As dissenting Judge Charles Wilson of the 11th Circuit Court of Appeals put it, the "entire purpose of the statute" is to let federal courts look at the case "with a fresh pair of eyes." But, by the Circuit Court's decision, "we virtually guarantee" that the merits of the case "will never be litigated in a federal court" because Terri Schiavo will be dead. Never -- regardless of how many judges are counted as talking points.
The liberal line, both in politics and in the media, is that Congress somehow behaved unconstitutionally. All federal courts except the Supreme Court are created by Congress. The Constitution itself gives Congress the authority to define or restrict the jurisdictions of federal courts, including the Supreme Court.

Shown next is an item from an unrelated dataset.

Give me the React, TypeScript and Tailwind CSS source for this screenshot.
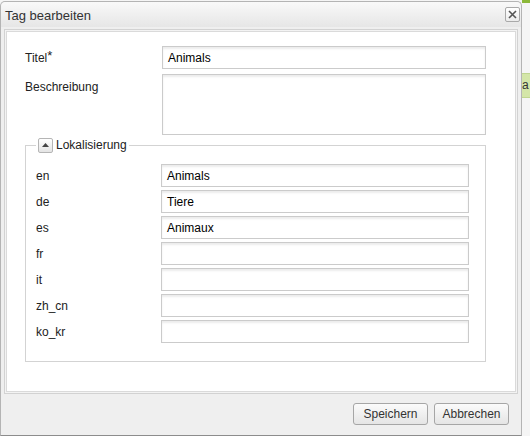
const font = { fontFamily: '"Liberation Sans", Arial, sans-serif' }

const languages = [
  { code: 'en', value: 'Animals' },
  { code: 'de', value: 'Tiere' },
  { code: 'es', value: 'Animaux' },
  { code: 'fr', value: '' },
  { code: 'it', value: '' },
  { code: 'zh_cn', value: '' },
  { code: 'ko_kr', value: '' },
]

function TextField({ value, className }: { value: string; className: string }) {
  return (
    <div
      className={`h-[23px] border border-[#cbcbcb] bg-white shadow-[inset_0_2px_2px_#ececec] pl-[5px] flex items-center text-[12px] text-black ${className}`}
    >
      {value}
    </div>
  )
}

function CloseButton() {
  return (
    <div className="w-[15px] h-[15px] border border-[#a9a9a9] rounded-[2px] bg-gradient-to-b from-white to-[#ececec] flex items-center justify-center">
      <svg width="9" height="9" viewBox="0 0 9 9">
        <path d="M1 1 L8 8 M8 1 L1 8" stroke="#555" strokeWidth="1.6" />
      </svg>
    </div>
  )
}

export default function App() {
  return (
    <div className="w-[530px] h-[436px] bg-[#f5f5f5] flex overflow-hidden" style={font}>
      {/* dialog */}
      <div className="w-[522px] h-[435px] mt-[1px] border border-[#b4b4b4] border-b-[#8c8c8c] rounded-t-[5px] bg-[#efefef] flex flex-col">
        {/* title bar */}
        <div className="h-[25px] flex items-center justify-between pl-[4px] pr-[1px] bg-gradient-to-b from-[#f9f9f9] to-[#e6e6e6] rounded-t-[5px]">
          <span className="text-[13px] text-[#333] pt-[2px]">Tag bearbeiten</span>
          <CloseButton />
        </div>

        {/* body */}
        <div className="mx-[3px] mt-[2px] border border-[#d2d2d2] p-[1px] bg-[#f3f3f3]">
          <div className="h-[361px] border border-[#dadada] bg-white pl-[18px] pt-[14px] text-[12px] text-[#222]">
            <div className="flex items-center">
              <div className="w-[137px]">
                Titel<span className="align-top text-[13px] leading-none">*</span>
              </div>
              <TextField value="Animals" className="w-[324px]" />
            </div>
            <div className="flex mt-[5px]">
              <div className="w-[137px] pt-[4px]">Beschreibung</div>
              <div className="w-[324px] h-[61px] border border-[#cbcbcb] bg-white shadow-[inset_0_2px_2px_#ececec]" />
            </div>

            <fieldset className="w-[461px] mt-[1px] border border-[#d3d3d3] pl-[10px] pr-[16px] pt-[10px] pb-[18px]">
              <legend className="px-[2px] flex items-center gap-[3px] text-[12px] text-[#222]">
                <span className="w-[15px] h-[15px] border border-[#b5b5b5] rounded-[2px] bg-gradient-to-b from-white to-[#e4e4e4] flex items-center justify-center">
                  <svg width="7" height="4" viewBox="0 0 7 4">
                    <path d="M0 4 L3.5 0 L7 4 Z" fill="#444" />
                  </svg>
                </span>
                Lokalisierung
              </legend>
              <div className="flex flex-col gap-[3px]">
                {languages.map((l) => (
                  <div key={l.code} className="flex items-center">
                    <div className="w-[125px]">{l.code}</div>
                    <TextField value={l.value} className="w-[308px]" />
                  </div>
                ))}
              </div>
            </fieldset>
          </div>
        </div>

        {/* footer */}
        <div className="flex-1 flex items-center justify-end gap-[6px] pr-[12px] pb-[1px]">
          <button className="w-[75px] h-[22px] border border-[#a6a6a6] rounded-[3px] bg-gradient-to-b from-[#fbfbfb] to-[#e5e5e5] text-[12px] text-[#333]">
            Speichern
          </button>
          <button className="w-[75px] h-[22px] border border-[#a6a6a6] rounded-[3px] bg-gradient-to-b from-[#fbfbfb] to-[#e5e5e5] text-[12px] text-[#333]">
            Abbrechen
          </button>
        </div>
      </div>

      {/* page behind the dialog */}
      <div className="flex-1 flex flex-col">
        <div className="h-[3px] bg-[#8cb83a]" />
        <div className="mt-[70px] h-[25px] bg-[#d4e6a8] border-y border-[#c0d690] text-[12px] text-[#333] overflow-hidden leading-[23px]">
          a
        </div>
      </div>
    </div>
  )
}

Is the Constitution unconstitutional?
The lessons of this tragic episode are as momentous as they are painful, if only because we should never want to see such a miscarriage of justice again. The issue is not only whether Terri Schiavo should live or die, important as that is.
Another important issue is whether self-government in this country will live or die. Judges who ignore the laws passed by elected representatives are slowly but surely replacing democracy with judicial rule. Meanwhile, the media treat judges as sacrosanct and any criticism of them as almost blasphemy.
All this adds more urgency to the need to put judges on the courts who will follow the written law, not their own notions. We can only hope that the Senate Republicans have the guts to do that.